Seven ways to feel full without overeating
Not feeling full after or between meals can result in overeating. In the October issue of Food Technology magazine published by the Institute of Food Technologists (IFT), contributing editor Linda Milo Ohr writes about studies that show eating certain nutrients and foods may help curb appetite and keep one feeling fuller longer.
- Protein: Adding one protein to breakfast everyday could contribute to improved satiety and diet quality (Leidy, 2013). Another study showed that daily consumption of a high-protein afternoon snack containing soy lead to improved appetite control, satiety, and reduced unhealthy evening snacking in adolescents (Leidy, 2014). Whey, soy, pea, and egg protein all contribute to a feeling of fullness.

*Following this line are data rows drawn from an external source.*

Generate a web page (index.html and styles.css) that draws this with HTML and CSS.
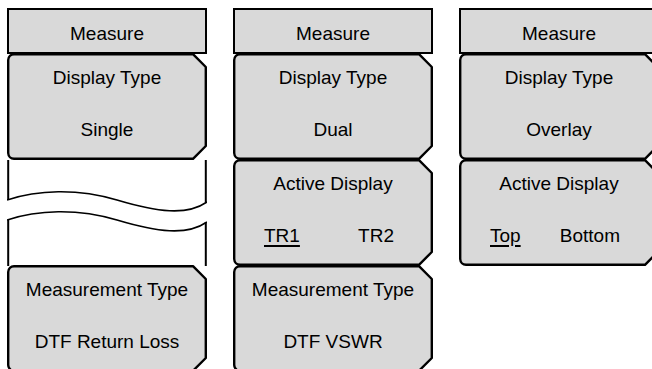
FILE: index.html
```html
<!DOCTYPE html>
<html lang="en">

<head>
  <meta charset="utf8">
  <title>Measure menus</title>
  <link rel="stylesheet" href="styles.css">
</head>

<body>
  <div class="menus">

    <!-- Single -->
    <div class="menu">
      <div class="menu-title">Measure</div>
      <div class="key">
        <svg class="key-shape" width="200" height="107" viewBox="0 0 200 107">
          <path d="M7 1.2 H186 L198.8 14 V93 L186 105.8 H7 A6 6 0 0 1 1.2 100 V7 A6 6 0 0 1 7 1.2 Z" />
        </svg>
        <div class="key-label">Display Type</div>
        <div class="key-value">Single</div>
      </div>
      <div class="gap">
        <svg width="200" height="106" viewBox="0 0 200 106">
          <path class="side" d="M1.2 0 V40 M198.8 0 V42 M1.2 60 V106 M198.8 62 V106" />
          <path class="wave" d="M0 40 C30 30 70 28 110 40 S180 56 200 42" />
          <path class="wave" d="M0 60 C30 50 70 48 110 60 S180 76 200 62" />
        </svg>
      </div>
      <div class="key">
        <svg class="key-shape" width="200" height="107" viewBox="0 0 200 107">
          <path d="M7 1.2 H186 L198.8 14 V93 L186 105.8 H7 A6 6 0 0 1 1.2 100 V7 A6 6 0 0 1 7 1.2 Z" />
        </svg>
        <div class="key-label">Measurement Type</div>
        <div class="key-value">DTF Return Loss</div>
      </div>
    </div>

    <!-- Dual -->
    <div class="menu">
      <div class="menu-title">Measure</div>
      <div class="key">
        <svg class="key-shape" width="200" height="107" viewBox="0 0 200 107">
          <path d="M7 1.2 H186 L198.8 14 V93 L186 105.8 H7 A6 6 0 0 1 1.2 100 V7 A6 6 0 0 1 7 1.2 Z" />
        </svg>
        <div class="key-label">Display Type</div>
        <div class="key-value">Dual</div>
      </div>
      <div class="key">
        <svg class="key-shape" width="200" height="107" viewBox="0 0 200 107">
          <path d="M7 1.2 H186 L198.8 14 V93 L186 105.8 H7 A6 6 0 0 1 1.2 100 V7 A6 6 0 0 1 7 1.2 Z" />
        </svg>
        <div class="key-label">Active Display</div>
        <div class="key-value pair">
          <span class="on">TR1</span>
          <span>TR2</span>
        </div>
      </div>
      <div class="key">
        <svg class="key-shape" width="200" height="107" viewBox="0 0 200 107">
          <path d="M7 1.2 H186 L198.8 14 V93 L186 105.8 H7 A6 6 0 0 1 1.2 100 V7 A6 6 0 0 1 7 1.2 Z" />
        </svg>
        <div class="key-label">Measurement Type</div>
        <div class="key-value">DTF VSWR</div>
      </div>
    </div>

    <!-- Overlay -->
    <div class="menu">
      <div class="menu-title">Measure</div>
      <div class="key">
        <svg class="key-shape" width="200" height="107" viewBox="0 0 200 107">
          <path d="M7 1.2 H186 L198.8 14 V93 L186 105.8 H7 A6 6 0 0 1 1.2 100 V7 A6 6 0 0 1 7 1.2 Z" />
        </svg>
        <div class="key-label">Display Type</div>
        <div class="key-value">Overlay</div>
      </div>
      <div class="key">
        <svg class="key-shape" width="200" height="107" viewBox="0 0 200 107">
          <path d="M7 1.2 H186 L198.8 14 V93 L186 105.8 H7 A6 6 0 0 1 1.2 100 V7 A6 6 0 0 1 7 1.2 Z" />
        </svg>
        <div class="key-label">Active Display</div>
        <div class="key-value pair">
          <span class="on">Top</span>
          <span>Bottom</span>
        </div>
      </div>
    </div>

  </div>
</body>

</html>
```

FILE: styles.css
```css
html,
body {
  margin: 0;
  height: 100%;
  background: #fff;
  overflow: hidden;
}

body {
  font-family: 'Liberation Sans', Arial, sans-serif;
  font-size: 19px;
  line-height: 22px;
  color: #000;
}

.menus {
  display: flex;
  gap: 26px;
  height: 100%;
  box-sizing: border-box;
  padding: 8px 0 0 7px;
  overflow: hidden;
}

.menu {
  width: 200px;
  flex-shrink: 0;
  display: flex;
  flex-direction: column;
}

.menu-title {
  height: 46px;
  flex-shrink: 0;
  box-sizing: border-box;
  padding-top: 13px;
  border: 2px solid #000;
  background: #d9d9d9;
  text-align: center;
}

.key {
  position: relative;
  height: 107px;
  flex-shrink: 0;
  margin-top: -1px;
  box-sizing: border-box;
  padding-top: 14px;
  text-align: center;
}

.key-shape {
  position: absolute;
  top: 0;
  left: 0;
}

.key-shape path {
  fill: #d9d9d9;
  stroke: #000;
  stroke-width: 2.4;
  stroke-linejoin: round;
}

.key-label,
.key-value {
  position: relative;
}

.key-value {
  margin-top: 30px;
}

.pair {
  display: flex;
  justify-content: space-between;
  padding: 0 39px 0 31px;
}

.pair .on {
  text-decoration: underline;
  text-decoration-thickness: 1.5px;
  text-underline-offset: 3px;
}

.gap {
  height: 106px;
  flex-shrink: 0;
}

.gap svg {
  display: block;
}

.gap path {
  fill: none;
  stroke: #000;
}

.gap .side {
  stroke-width: 2;
}

.gap .wave {
  stroke-width: 1.6;
}
```
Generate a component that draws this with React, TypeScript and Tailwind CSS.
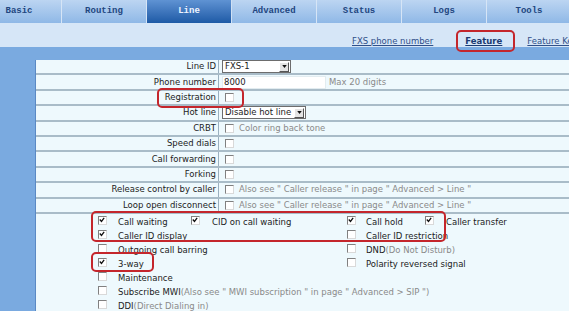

- Whole Grains and Fiber: Substituting whole grain bread with refined wheat bread is linked to lower hunger, higher levels of fullness, and less desire to eat (Forsberg, 2014). Oats increased appetite-control hormones up to four hours after a meal, whereas rice-based foods did not (Beck, 2009).
- Eggs: Eggs are one of the densest proteins in the non-meat category. It has been shown that eating one egg with breakast will help to reduce hunger between meal times (Vander Wal, 2005).
- Almonds: The healthy fats in almonds decrease hunger and improve dietary vitamin E intake (Almond Board of California, 2013). People who ate 1.5 oz. of dry-roasted, lightly salted almonds every day helped satiate their hunger without increasing body weight (Tan and Mattes, 2013).
- Pulses: Part of the legume family, pulses include dried peas, edible beans, lentils, and chickpeas. They are very high in protein and low in fat, and are proven to contribute to a feeling of fullness after consuming (Li, 2014).
- Saffron Extract: This type of extract is shown to have a beneficial effect on appetite, mood, and behaviors relating to snacking (Gout, 2010), which helps reduce overeating linked to habit or stress.
- Korean Pine Nut Oil: This kind of nut has high levels of healthy, all-natural fats, which are shown to release the satiety hormone, cholecystokinin (Einerhand, 2006).